Her privileged upbringing has made her clear about what she wants from her own family, and she strives to build a warm home.

“I didn’t have the sense of a family life that was organised in the way a mother organises a life,” she explained.

“But this is my family, I get to organise it how I want, and I have really strong ideas about what atmosphere I want to create, like about eating together - I want it to be a ‘round the kitchen table kind of family’, not everyone in separate rooms on their own.

“I want it to be a house where you live, not where there are telephone lines between floors, I want to know where my kids are and what they are doing – they probably don’t want me to know that, so we can deal with that later,” joked Delilah.

“It’s a lovely thing to have children and sit in a room and to interact as a family and roll around on the floor together.”

She regards parenting as an incredible joint adventure: “The thing about it is, even if you have similar values and you agree on things like religion, you will still come up against conflict, like ‘you shout too much ‘or ‘you are too lax’.

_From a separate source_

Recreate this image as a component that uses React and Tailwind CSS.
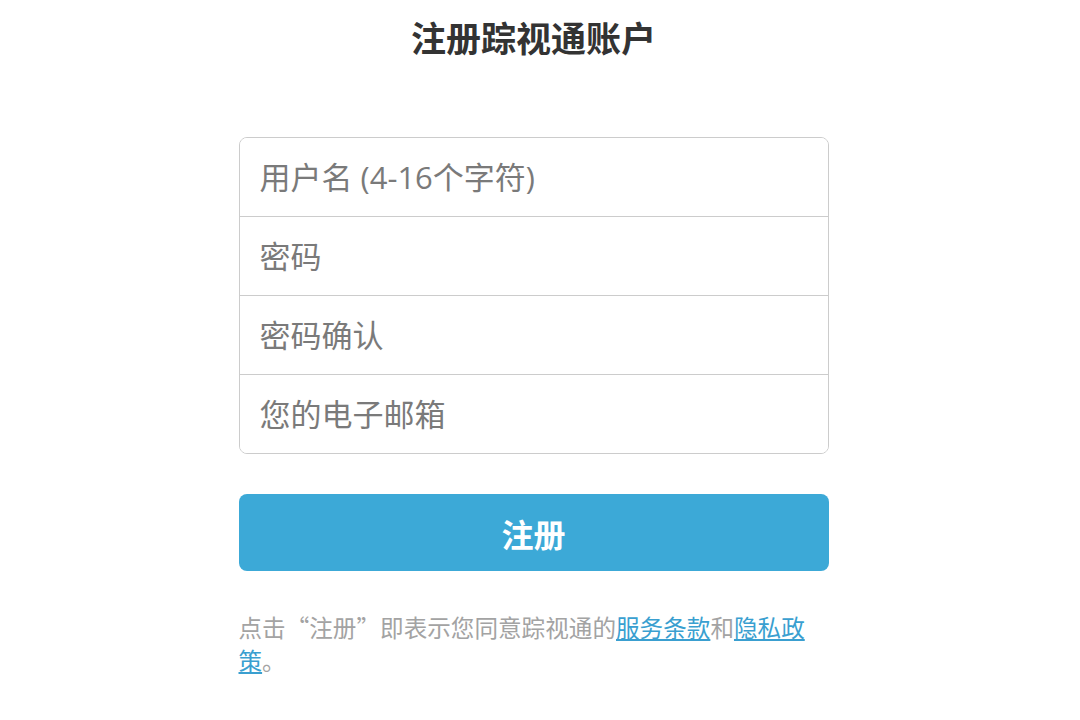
export default function App() {
  const font = { fontFamily: '"Noto Sans CJK SC", "Noto Sans", sans-serif' };
  const inputFont = { fontFamily: '"Open Sans", "Noto Sans CJK SC", sans-serif' };
  return (
    <div className="min-h-[720px] w-full bg-white pr-[13px]" style={font}>
      <div className="mx-auto w-[590px] pt-[17px]">
        <h1 className="text-center text-[35px] leading-[40px] font-bold text-[#333333]">注册踪视通账户</h1>
        <div className="mt-[80px] overflow-hidden rounded-[8px] border border-[#cccccc]">
          {['用户名 (4-16个字符)', '密码', '密码确认', '您的电子邮箱'].map((p, i) => (
            <input
              key={i}
              type={i === 1 || i === 2 ? 'password' : 'text'}
              placeholder={p}
              className={`block w-full bg-white px-[20px] text-[31px] text-[#555] outline-none placeholder:text-[#7a7a7a] ${i < 3 ? 'h-[79px] border-b border-[#cccccc]' : 'h-[78px]'}`}
              style={inputFont}
            />
          ))}
        </div>
        <button
          className="mt-[40px] flex h-[77px] w-full items-center justify-center rounded-[8px] bg-[#3ca9d7] text-[32px] font-bold text-white"
          style={font}
        >
          注册
        </button>
        <p className="mt-[40px] pr-[6px] text-[23.6px] leading-[33px] text-[#a3a3a3]">
          点击“注册”即表示您同意踪视通的<a href="#" className="text-[#3a9fd0] underline">服务条款</a>和<a href="#" className="text-[#3a9fd0] underline">隐私政策</a>。
        </p>
      </div>
    </div>
  );
}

“You know those are the arguments that are coming up in every house in the country,” she said.

“Matthew’s a dad, so he’s a bit stricter than I am, but I think that’s the point - you get cuddles from a mummy and she’s softer.”

Delilah directed TV programmes before Isaac was born, and now works as a senior content producer on a new video website for mothers, imama.tv.

“The site is a way of accessing a support network of friendship and advice, and you can ask questions like, “My baby’s doing this, is it normal, is it right?””” she enthused.

It also has a forum of topical debates, like ‘how much is too much at Christmas?’ or ‘should mums work?’ as well as videos on how to breastfeed and change a nappy.

“If you want to find out about baby led weaning it can be off putting if people are fanatic, but the idea is to provide people with information and balance,” explained Delilah.

“Sometimes if you are tired, you don’t’ want to read, so you can watch something and just sit back.”

Delilah has been filmed throughout her latest pregnancy for a ‘modern parent’ video diary, and although the site is baby-focused, the plan is to roll it through to teenage years.

“In the future every website in the world will have video on it, but for the moment it’s a kind of completely new area,” she said.